The pervasive pattern of natural history: disparity precedes diversity (source here)
Despite these problems, many Darwinists have found ways of turning evidence against their theory into something they can be positive about. Notably, they portray the fossil record as compelling evidence that evolution has occurred. Hard-line Darwinists explain morphological disparity by the non-preservation of intermediate forms, allowing them to insist that macroevolution is achieved by extrapolating microevolution. There are a growing number of scholars who recognise the need to develop theory beyond the Modern Synthesis and two approaches are summarised by Erwin thus:
"a hierarchical view of macroevolution where species sorting or selection drives evolutionary trends (although it is not clear how this produces a non-uniform distribution of morphologies); and various formalist or structuralist schools where major evolutionary transitions reflect structural or physical requirements, with selection entering only as a secondary sorting mechanism. Generally absent from each of these approaches is consideration of the possibility that the nature of the evolutionary process, as distinct from the organisms on which evolution acts, has itself evolved over time."
The "Cambrian Explosion" refers to the abrupt appearance of animal phyla and classes in the fossil record. It has been much discussed by both critics and defenders of Darwinism. Apart from pleading the impoverishment of the fossil record, the defenders have sought to 'spread out' the Explosion, to make it appear that gradualism can still be discerned. An example of this approach was blogged here, where I noted that critics have never insised on an instantaneous explosion, but have merely drawn attention to the numerous characteristics of the Explosion that are inconsistent with Darwinism. Stimulated by the iconoclastic approach of Stephen Jay Gould, the critics have shown themselves to be the true empiricists.
"These studies quantitatively substantiated Gould's intuitive conclusion: morphologies really are unevenly distributed at the origin of a clade. In the majority of cases studied, morphologic disparity greatly exceeds taxonomic diversity in the early history of a clade. This result could only be the result of sampling artifacts if one were to posit that unusual morphologies were more likely to be preserved and recovered than morphologies similar to one another, which is hard to credit. Such studies have demonstrated that the apparent gaps between morphologies are not simply due to extinction of once-intermediate forms."
In an important contribution to this debate, Douglas Erwin revisits the task of analysing data relevant to the first appearance of phyla and classes.
"Here I explore growing evidence that a significant factor in the clumpy nature of morphology is systematic, time-inhomogeneous patterns in types of variation upon which natural selection and other evolutionary processes could act.

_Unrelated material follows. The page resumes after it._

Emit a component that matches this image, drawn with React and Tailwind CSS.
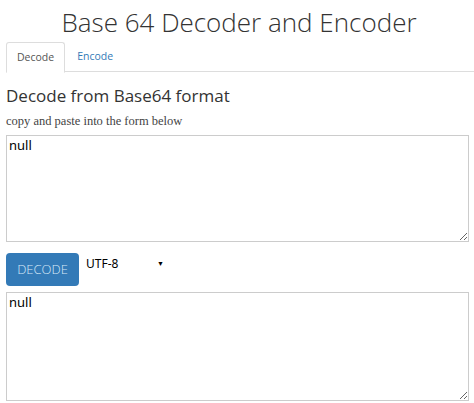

I present a new compilation of the first occurrences of marine invertebrate phyla, classes and equivalent stem groups during the Ediacaran, Cambrian and Ordovician, focusing on the Ediacaran-Cambrian (579-490 Ma) diversification of animals."
The summary of results for phyla is as follows. The pattern reinforces earlier research that concluded the Explosion is not an artefact of sampling. Much the same finding applies to the appearance of classes. These data are presented in Figures 1 and 2 in the paper.
"Ediacaran originations are relatively few, reflecting the uncertainties about the phylogenetic placement of most Ediacaran fossils. A major pulse of origination is evident in Cambrian Stage 1, largely of small skeletonized fossils known as the 'small shelly fossils', followed by the first appearances of many clades in Cambrian Stage 3, corresponding to the exquisite soft-bodied preservation of the Chengjiang biota in southern China. A later, smaller pulse is associated with first appearances in the Burgess Shale fauna of British Columbia, Canada. The only later occurrence of a durably skeletonized phylum is the Bryozoa in Cambrian stage 9. Twelve phyla are known only from the Recent and four phyla first occur in the fossil record after the late Cambrian: one each in the Carboniferous, Jurassic, Cretaceous and Eocene."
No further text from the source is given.